Copy out each line of the listing that has the word "components" in it.

⟨

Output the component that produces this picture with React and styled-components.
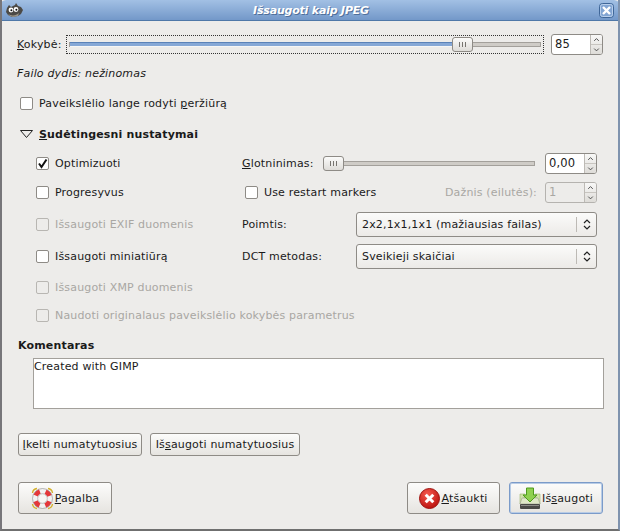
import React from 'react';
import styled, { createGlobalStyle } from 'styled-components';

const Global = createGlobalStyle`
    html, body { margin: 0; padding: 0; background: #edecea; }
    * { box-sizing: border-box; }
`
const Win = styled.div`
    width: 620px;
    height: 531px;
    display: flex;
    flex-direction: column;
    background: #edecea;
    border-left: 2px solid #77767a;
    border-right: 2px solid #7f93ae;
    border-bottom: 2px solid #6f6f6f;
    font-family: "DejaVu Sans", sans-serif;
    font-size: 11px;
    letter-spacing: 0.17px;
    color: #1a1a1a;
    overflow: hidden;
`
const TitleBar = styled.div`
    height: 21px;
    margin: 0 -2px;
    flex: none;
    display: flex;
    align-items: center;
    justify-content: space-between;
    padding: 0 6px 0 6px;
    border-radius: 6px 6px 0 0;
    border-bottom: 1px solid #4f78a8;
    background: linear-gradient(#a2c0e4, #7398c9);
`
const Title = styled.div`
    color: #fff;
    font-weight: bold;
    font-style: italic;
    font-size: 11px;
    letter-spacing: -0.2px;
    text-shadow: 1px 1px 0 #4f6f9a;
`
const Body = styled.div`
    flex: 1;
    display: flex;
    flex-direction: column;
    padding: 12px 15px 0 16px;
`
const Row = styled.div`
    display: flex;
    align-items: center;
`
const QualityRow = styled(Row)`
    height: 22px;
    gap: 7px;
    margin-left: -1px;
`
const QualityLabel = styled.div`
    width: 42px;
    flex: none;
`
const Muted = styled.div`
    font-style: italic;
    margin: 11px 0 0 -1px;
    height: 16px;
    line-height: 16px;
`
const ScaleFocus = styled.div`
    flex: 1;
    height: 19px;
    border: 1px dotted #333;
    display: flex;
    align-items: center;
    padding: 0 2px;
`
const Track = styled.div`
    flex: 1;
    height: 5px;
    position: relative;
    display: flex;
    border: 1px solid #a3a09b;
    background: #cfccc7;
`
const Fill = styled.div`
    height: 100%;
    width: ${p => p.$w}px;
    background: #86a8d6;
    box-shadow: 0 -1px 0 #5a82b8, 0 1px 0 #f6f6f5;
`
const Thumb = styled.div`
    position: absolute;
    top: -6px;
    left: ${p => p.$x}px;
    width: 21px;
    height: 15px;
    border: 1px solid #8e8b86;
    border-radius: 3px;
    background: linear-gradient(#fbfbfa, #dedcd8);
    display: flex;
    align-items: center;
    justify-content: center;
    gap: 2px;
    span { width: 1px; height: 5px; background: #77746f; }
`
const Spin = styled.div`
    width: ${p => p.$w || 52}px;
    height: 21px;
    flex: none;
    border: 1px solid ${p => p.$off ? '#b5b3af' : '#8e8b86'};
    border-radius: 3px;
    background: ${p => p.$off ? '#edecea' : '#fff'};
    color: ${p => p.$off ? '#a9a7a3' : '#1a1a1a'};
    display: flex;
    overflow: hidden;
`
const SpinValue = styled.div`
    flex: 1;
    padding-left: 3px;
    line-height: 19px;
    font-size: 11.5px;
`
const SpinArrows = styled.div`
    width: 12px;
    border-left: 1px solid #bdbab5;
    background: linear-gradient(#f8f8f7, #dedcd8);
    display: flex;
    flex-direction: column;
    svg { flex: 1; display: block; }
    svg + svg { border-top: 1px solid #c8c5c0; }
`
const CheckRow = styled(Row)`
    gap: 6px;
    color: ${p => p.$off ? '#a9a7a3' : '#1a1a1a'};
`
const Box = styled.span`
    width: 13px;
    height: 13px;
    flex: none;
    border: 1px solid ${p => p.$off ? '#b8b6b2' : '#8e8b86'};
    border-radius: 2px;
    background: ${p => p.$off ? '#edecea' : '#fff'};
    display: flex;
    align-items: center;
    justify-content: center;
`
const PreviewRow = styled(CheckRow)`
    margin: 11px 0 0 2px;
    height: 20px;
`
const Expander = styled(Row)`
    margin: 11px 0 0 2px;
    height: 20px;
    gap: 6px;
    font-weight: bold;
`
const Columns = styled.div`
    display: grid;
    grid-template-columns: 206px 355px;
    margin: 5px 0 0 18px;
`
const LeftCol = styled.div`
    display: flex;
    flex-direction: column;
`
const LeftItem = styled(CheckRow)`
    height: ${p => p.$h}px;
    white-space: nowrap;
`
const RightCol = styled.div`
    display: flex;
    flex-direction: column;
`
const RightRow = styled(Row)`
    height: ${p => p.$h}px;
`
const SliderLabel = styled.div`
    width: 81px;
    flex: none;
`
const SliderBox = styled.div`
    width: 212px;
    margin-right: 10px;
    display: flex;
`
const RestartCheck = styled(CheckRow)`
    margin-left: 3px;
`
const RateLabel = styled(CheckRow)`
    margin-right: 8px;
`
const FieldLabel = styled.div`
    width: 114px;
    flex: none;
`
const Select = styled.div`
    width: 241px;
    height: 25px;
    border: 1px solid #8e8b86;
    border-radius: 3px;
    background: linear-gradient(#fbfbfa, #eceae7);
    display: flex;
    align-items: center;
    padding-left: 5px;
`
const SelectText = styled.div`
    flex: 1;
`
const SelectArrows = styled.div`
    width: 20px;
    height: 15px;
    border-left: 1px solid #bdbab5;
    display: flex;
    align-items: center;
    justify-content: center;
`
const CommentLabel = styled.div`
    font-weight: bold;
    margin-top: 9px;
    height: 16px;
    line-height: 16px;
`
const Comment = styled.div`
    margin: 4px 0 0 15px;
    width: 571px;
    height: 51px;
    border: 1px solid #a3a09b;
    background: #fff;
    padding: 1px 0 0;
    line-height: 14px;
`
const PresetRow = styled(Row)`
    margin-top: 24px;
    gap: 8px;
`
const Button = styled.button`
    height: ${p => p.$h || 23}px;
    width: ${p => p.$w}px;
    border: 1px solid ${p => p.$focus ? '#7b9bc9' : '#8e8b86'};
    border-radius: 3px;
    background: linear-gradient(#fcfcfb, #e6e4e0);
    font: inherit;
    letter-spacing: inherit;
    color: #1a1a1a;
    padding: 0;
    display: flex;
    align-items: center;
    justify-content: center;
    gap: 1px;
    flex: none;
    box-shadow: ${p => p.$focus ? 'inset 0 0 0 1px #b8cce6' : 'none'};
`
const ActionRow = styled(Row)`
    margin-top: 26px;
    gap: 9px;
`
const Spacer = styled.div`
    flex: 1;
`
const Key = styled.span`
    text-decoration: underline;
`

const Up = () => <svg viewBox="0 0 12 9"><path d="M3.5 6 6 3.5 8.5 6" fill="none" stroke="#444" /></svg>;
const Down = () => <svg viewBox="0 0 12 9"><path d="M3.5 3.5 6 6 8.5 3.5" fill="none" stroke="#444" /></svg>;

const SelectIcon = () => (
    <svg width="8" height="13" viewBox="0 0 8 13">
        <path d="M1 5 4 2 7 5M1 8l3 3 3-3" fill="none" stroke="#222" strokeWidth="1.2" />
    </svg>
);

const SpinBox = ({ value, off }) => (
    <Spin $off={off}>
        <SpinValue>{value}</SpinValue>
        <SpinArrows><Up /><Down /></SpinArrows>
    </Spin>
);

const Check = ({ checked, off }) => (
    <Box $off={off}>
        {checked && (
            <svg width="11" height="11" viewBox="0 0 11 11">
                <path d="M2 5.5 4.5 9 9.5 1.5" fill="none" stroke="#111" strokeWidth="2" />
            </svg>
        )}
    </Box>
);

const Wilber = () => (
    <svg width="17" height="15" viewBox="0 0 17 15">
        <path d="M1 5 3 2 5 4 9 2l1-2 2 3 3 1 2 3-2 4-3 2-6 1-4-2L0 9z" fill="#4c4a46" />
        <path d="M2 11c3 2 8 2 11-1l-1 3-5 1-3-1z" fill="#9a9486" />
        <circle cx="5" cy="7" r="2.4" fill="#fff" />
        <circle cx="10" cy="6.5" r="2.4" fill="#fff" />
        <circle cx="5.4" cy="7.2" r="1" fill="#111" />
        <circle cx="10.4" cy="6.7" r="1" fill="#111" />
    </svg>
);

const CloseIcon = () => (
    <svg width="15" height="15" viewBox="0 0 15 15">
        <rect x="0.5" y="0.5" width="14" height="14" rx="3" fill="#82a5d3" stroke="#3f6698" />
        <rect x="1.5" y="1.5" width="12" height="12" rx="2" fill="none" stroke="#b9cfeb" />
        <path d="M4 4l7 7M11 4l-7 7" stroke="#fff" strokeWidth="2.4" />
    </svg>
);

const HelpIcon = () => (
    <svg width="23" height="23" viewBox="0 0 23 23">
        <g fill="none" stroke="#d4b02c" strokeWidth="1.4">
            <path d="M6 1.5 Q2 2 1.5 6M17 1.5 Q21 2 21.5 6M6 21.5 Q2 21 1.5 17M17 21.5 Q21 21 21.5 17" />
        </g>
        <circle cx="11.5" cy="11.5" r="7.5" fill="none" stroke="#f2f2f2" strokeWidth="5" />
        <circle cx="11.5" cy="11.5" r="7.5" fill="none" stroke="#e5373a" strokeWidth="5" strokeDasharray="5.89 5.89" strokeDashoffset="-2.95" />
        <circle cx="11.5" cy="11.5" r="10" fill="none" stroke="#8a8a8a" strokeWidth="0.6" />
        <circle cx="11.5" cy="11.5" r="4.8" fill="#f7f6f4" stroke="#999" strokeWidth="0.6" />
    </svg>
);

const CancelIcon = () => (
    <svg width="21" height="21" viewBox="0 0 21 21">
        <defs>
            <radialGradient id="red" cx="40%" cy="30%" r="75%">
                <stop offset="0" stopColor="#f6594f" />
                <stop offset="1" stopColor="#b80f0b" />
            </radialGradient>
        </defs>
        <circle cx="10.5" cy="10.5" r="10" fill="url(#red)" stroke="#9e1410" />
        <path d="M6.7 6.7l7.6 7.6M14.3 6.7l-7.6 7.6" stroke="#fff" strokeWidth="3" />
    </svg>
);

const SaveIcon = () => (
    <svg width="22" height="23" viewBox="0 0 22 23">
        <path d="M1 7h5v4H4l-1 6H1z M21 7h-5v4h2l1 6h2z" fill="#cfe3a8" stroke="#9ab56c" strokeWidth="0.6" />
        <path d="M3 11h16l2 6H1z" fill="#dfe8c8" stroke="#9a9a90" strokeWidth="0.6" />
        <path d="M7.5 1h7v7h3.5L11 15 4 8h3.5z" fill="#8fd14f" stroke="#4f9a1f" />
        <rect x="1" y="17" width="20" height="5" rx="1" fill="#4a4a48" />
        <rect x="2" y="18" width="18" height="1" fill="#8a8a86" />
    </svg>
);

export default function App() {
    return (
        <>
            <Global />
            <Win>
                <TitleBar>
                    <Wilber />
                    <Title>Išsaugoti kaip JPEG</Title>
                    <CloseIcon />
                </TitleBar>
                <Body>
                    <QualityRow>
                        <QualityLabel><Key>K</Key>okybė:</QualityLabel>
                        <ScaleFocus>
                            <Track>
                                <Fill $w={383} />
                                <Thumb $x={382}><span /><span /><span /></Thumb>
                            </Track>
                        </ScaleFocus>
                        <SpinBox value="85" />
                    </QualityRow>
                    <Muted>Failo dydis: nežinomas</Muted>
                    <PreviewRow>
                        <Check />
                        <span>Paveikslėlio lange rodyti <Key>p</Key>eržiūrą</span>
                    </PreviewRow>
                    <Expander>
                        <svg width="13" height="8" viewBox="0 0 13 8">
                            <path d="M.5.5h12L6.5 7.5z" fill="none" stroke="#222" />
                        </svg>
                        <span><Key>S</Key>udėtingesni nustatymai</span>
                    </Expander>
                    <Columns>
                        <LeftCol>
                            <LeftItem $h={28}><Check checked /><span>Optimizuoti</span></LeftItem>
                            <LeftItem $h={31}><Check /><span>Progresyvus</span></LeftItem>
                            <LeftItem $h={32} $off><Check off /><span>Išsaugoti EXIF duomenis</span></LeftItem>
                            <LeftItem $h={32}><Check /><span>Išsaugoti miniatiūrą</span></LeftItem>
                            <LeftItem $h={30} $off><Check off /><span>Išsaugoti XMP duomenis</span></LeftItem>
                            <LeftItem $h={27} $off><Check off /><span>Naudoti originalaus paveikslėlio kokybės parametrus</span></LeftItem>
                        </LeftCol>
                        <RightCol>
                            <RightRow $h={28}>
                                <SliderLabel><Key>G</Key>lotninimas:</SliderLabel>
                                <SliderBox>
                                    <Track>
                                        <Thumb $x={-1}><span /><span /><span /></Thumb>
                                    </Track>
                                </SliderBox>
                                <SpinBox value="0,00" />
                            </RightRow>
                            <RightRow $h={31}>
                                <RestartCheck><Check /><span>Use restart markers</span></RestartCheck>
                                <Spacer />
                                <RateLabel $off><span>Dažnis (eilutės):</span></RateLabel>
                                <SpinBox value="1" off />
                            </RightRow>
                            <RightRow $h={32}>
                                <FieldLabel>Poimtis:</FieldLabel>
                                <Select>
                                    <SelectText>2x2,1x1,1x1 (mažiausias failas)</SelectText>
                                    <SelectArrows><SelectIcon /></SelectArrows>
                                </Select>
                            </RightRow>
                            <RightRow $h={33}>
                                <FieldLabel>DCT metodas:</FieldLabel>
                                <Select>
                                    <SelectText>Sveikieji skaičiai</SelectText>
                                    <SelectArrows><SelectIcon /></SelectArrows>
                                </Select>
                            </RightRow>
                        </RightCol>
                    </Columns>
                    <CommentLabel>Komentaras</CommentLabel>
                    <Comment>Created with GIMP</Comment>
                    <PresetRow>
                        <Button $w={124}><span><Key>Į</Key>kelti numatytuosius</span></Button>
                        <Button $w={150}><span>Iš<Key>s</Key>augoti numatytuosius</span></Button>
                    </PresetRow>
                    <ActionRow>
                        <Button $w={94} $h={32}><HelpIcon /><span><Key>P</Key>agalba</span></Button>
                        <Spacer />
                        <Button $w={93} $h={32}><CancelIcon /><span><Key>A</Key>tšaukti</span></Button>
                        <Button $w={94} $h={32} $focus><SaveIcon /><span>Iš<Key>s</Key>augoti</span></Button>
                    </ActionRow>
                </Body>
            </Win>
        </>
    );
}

⟩

■ **Result**
Output the component that produces this picture with React and styled-components.
import styled, { createGlobalStyle } from 'styled-components';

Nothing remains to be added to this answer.